An oophorectomy is a surgical procedure used to remove one or both of the ovaries as a treatment for pelvic diseases such as ovarian cancer or severe endometriosis. This procedure is often performed with a hysterectomy, which removes the uterus; or with a salpingectomy, which removes the fallopian tubes. An oophorectomy can also be performed as a preventive procedure, as a prophylactic oophorectomy.
Women typically undergo this procedure as treatment for:
Ovarian cysts or tumors
Ovarian torsion (twisting of an ovary)
Reducing the risk of ovarian and breast cancer
Some women have abnormal genes, known as BRCA1 and BRCA2 that give them an increased risk for developing ovarian cancer before the age of 70, many developing the disease around age 45.
This procedure may be performed through a traditional open incision or through laparoscopy with multiple small incisions, depending on each patient’s individual condition. Most patients can return to fully activities within six weeks, sooner after laparoscopic surgery.
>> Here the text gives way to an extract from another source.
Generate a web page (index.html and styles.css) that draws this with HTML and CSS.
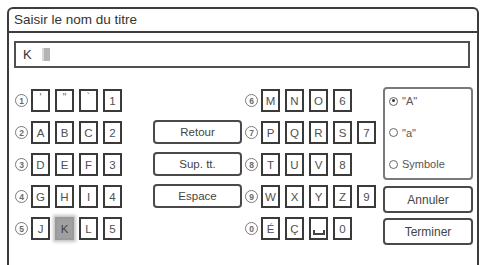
FILE: index.html
```html
<!DOCTYPE html>
<html lang="fr">
<head>
<meta charset="utf-8">
<title>Saisir le nom du titre</title>
<link rel="stylesheet" href="styles.css">
</head>
<body>
<div class="frame">
  <div class="title">Saisir le nom du titre</div>
  <div class="input"><span class="typed">K</span><span class="cursor"></span></div>
  <div class="pad">
    <div class="block">
      <div class="row"><span class="num">1</span><span class="key q">'</span><span class="key q">"</span><span class="key q">`</span><span class="key">1</span></div>
      <div class="row"><span class="num">2</span><span class="key">A</span><span class="key">B</span><span class="key">C</span><span class="key">2</span></div>
      <div class="row"><span class="num">3</span><span class="key">D</span><span class="key">E</span><span class="key">F</span><span class="key">3</span></div>
      <div class="row"><span class="num">4</span><span class="key">G</span><span class="key">H</span><span class="key">I</span><span class="key">4</span></div>
      <div class="row"><span class="num">5</span><span class="key">J</span><span class="key sel">K</span><span class="key">L</span><span class="key">5</span></div>
    </div>
    <div class="mid">
      <div class="btn">Retour</div>
      <div class="btn">Sup. tt.</div>
      <div class="btn">Espace</div>
    </div>
    <div class="block right">
      <div class="row"><span class="num">6</span><span class="key">M</span><span class="key">N</span><span class="key">O</span><span class="key">6</span></div>
      <div class="row"><span class="num">7</span><span class="key">P</span><span class="key">Q</span><span class="key">R</span><span class="key">S</span><span class="key">7</span></div>
      <div class="row"><span class="num">8</span><span class="key">T</span><span class="key">U</span><span class="key">V</span><span class="key">8</span></div>
      <div class="row"><span class="num">9</span><span class="key">W</span><span class="key">X</span><span class="key">Y</span><span class="key">Z</span><span class="key">9</span></div>
      <div class="row"><span class="num">0</span><span class="key">É</span><span class="key">Ç</span><span class="key"><span class="space"></span></span><span class="key">0</span></div>
    </div>
    <div class="side">
      <div class="radios">
        <div class="radio"><span class="dot on"></span>"A"</div>
        <div class="radio"><span class="dot"></span>"a"</div>
        <div class="radio"><span class="dot"></span>Symbole</div>
      </div>
      <div class="btn wide">Annuler</div>
      <div class="btn wide">Terminer</div>
    </div>
  </div>
</div>
</body>
</html>
```
FILE: styles.css
```css
html, body {
  margin: 0;
  padding: 0;
  background: #fff;
}
body {
  font-family: "Liberation Sans", Arial, sans-serif;
  color: #3a3a3a;
}
.frame {
  box-sizing: border-box;
  margin: 7px 0 0 7px;
  width: 472px;
  height: 258px;
  border: 2px solid #3c3c3c;
  border-bottom: none;
  border-radius: 6px 6px 0 0;
}
.title {
  height: 22px;
  line-height: 22px;
  padding-left: 5px;
  font-size: 13.5px;
  color: #333;
  border-bottom: 2px solid #3c3c3c;
}
.input {
  box-sizing: border-box;
  margin: 8px 7px 0 5px;
  height: 27px;
  border: 2px solid #505050;
  display: flex;
  align-items: center;
  padding-left: 7px;
  font-size: 13px;
}
.typed {
  color: #333;
}
.cursor {
  display: inline-block;
  width: 6px;
  height: 13px;
  margin-left: 10px;
  background: #b4b4b4;
  border-left: 2px solid #d8d8d8;
}
.pad {
  display: flex;
  margin-top: 21px;
  padding-left: 6px;
}
.block {
  display: flex;
  flex-direction: column;
  gap: 9px;
  width: 109px;
  flex-shrink: 0;
}
.right {
  width: 133px;
  margin-left: 3px;
}
.row {
  display: flex;
  align-items: center;
  gap: 5px;
  height: 23px;
}
.num {
  box-sizing: border-box;
  width: 13px;
  height: 13px;
  margin-right: -2px;
  border: 1.5px solid #7a7a7a;
  border-radius: 50%;
  display: flex;
  align-items: center;
  justify-content: center;
  font-size: 8.5px;
  font-weight: bold;
  color: #6a6a6a;
  flex-shrink: 0;
}
.key {
  box-sizing: border-box;
  width: 19px;
  height: 23px;
  border: 2px solid #3a3a3a;
  display: flex;
  align-items: center;
  justify-content: center;
  font-size: 11.5px;
  color: #505050;
  flex-shrink: 0;
}
.key.q {
  align-items: flex-start;
  font-size: 10px;
  padding-top: 1px;
  color: #666;
}
.key.sel {
  border-color: #9a9a9a;
  background: #a0a0a0;
  box-shadow: 0 0 3px 2px #c4c4c4;
  color: #444;
}
.space {
  display: block;
  width: 8px;
  height: 3px;
  margin-top: 8px;
  border: 2px solid #444;
  border-top: none;
}
.mid {
  display: flex;
  flex-direction: column;
  gap: 8px;
  margin-top: 31px;
  margin-left: 29px;
  flex-shrink: 0;
}
.btn {
  box-sizing: border-box;
  width: 89px;
  height: 24px;
  border: 2px solid #4a4a4a;
  border-radius: 4px;
  display: flex;
  align-items: center;
  justify-content: center;
  font-size: 11.5px;
  color: #444;
}
.side {
  display: flex;
  flex-direction: column;
  gap: 5px;
  margin-left: 5px;
  margin-top: -2px;
  flex-shrink: 0;
}
.radios {
  box-sizing: border-box;
  width: 90px;
  height: 93px;
  border: 2px solid #7a7a7a;
  border-radius: 4px;
  display: flex;
  flex-direction: column;
  justify-content: space-between;
  padding: 6px 0 8px 4px;
  margin-bottom: 1px;
}
.radio {
  display: flex;
  align-items: center;
  gap: 4px;
  font-size: 11px;
  color: #555;
}
.dot {
  box-sizing: border-box;
  width: 9px;
  height: 9px;
  border: 1.5px solid #666;
  border-radius: 50%;
  position: relative;
}
.dot.on::after {
  content: "";
  position: absolute;
  left: 1.5px;
  top: 1.5px;
  width: 3px;
  height: 3px;
  border-radius: 50%;
  background: #333;
}
.btn.wide {
  width: 90px;
  height: 27px;
  font-size: 12px;
}
```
Some women who are at a higher risk for developing ovarian cancer or other pelvic disease may actually benefit from not undergoing an oophorectomy, so that they can avoid hormone problems, avoid an increased risk of fractures and osteoporosis and often enjoy a longer survival rate. Oophorectomy also increases a patient’s risk of heart disease and does not completely eliminate the risk of ovarian or breast cancer.